When it comes to regular computer programs, most people use both private and open source software in everyday life. Companies buy some things from Microsoft, SAP and Co. – others they develop themselves and rely on open source solutions.

Leandro von Werra from Hugging Face also expects such coexistence with AI: “There will be a place for closed general-purpose models like Chat-GPT or Claude, which can assist with many questions. But I expect that many companies will build their own AI models based on open source.”

Worries about abuse

There are also critics of open source AI. Their main argument is: Artificial intelligence is a powerful tool, for example for producing disinformation, fakes or otherwise undesirable content. If anyone can download and customize an AI model, it will be impossible to limit abuse. Because filters can be deleted from the source code. So is open AI a danger?

The open source supporter Karlitschek says: “This is a fundamental question: Would we prefer if a few large companies have control and decide what is good and what is bad? Or do we rely on transparent and decentralized AI?” Of course he would prefer the latter.

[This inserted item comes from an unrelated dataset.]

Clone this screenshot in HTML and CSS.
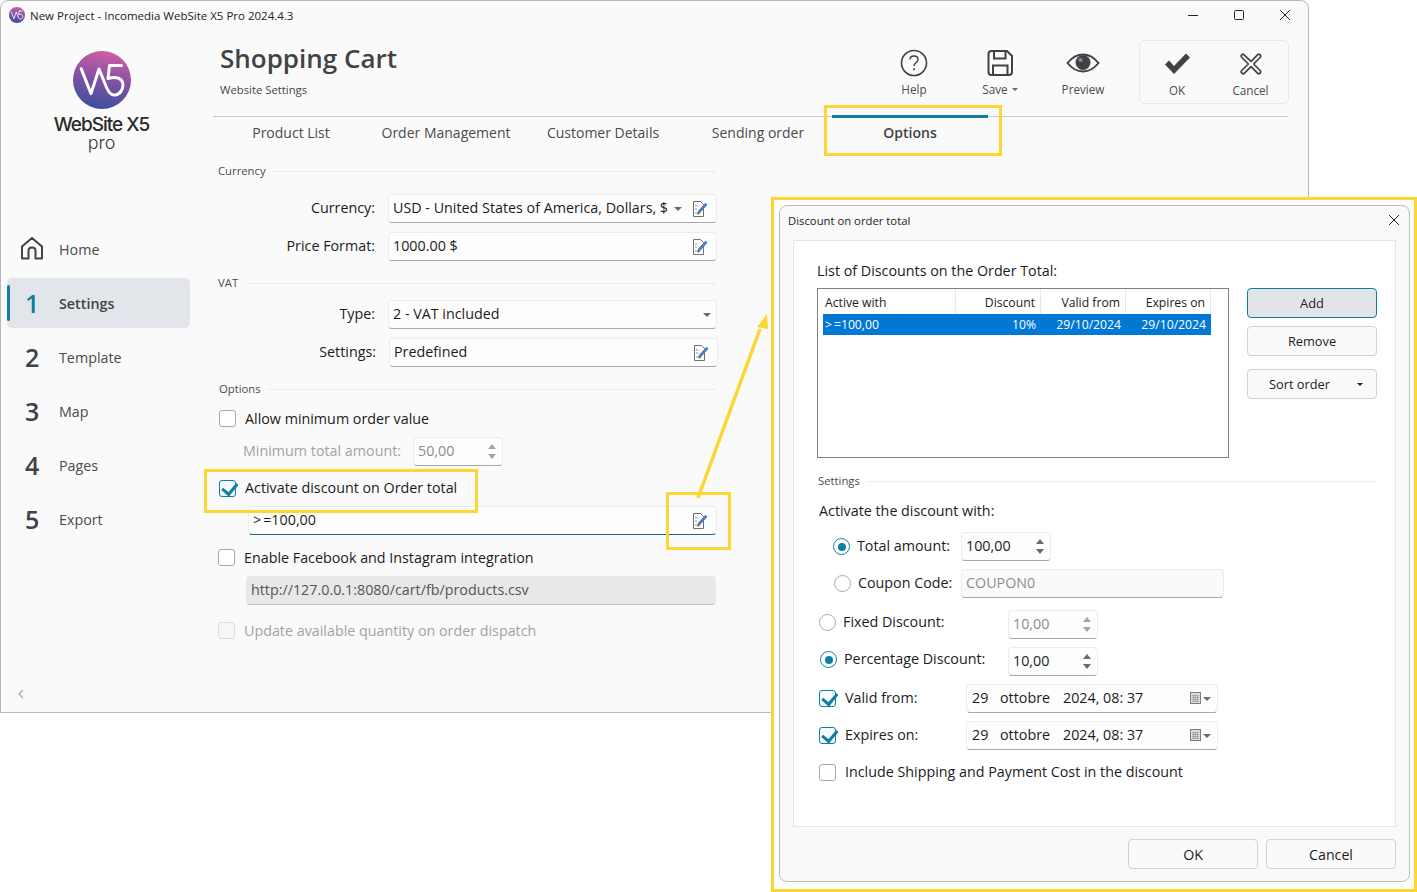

The aim of the AI ​​Alliance is now to follow up the declaration of intent with action. There are no clear agreements on this, and it is clear from ETH that no money will flow. Alessandro Curioni, director of the Zurich IBM Research Center, puts it this way: There are no fixed obligations for the members of the alliance to contribute something. “But it is in our own interest to get involved, whether with ideas, data, reputation or expertise.”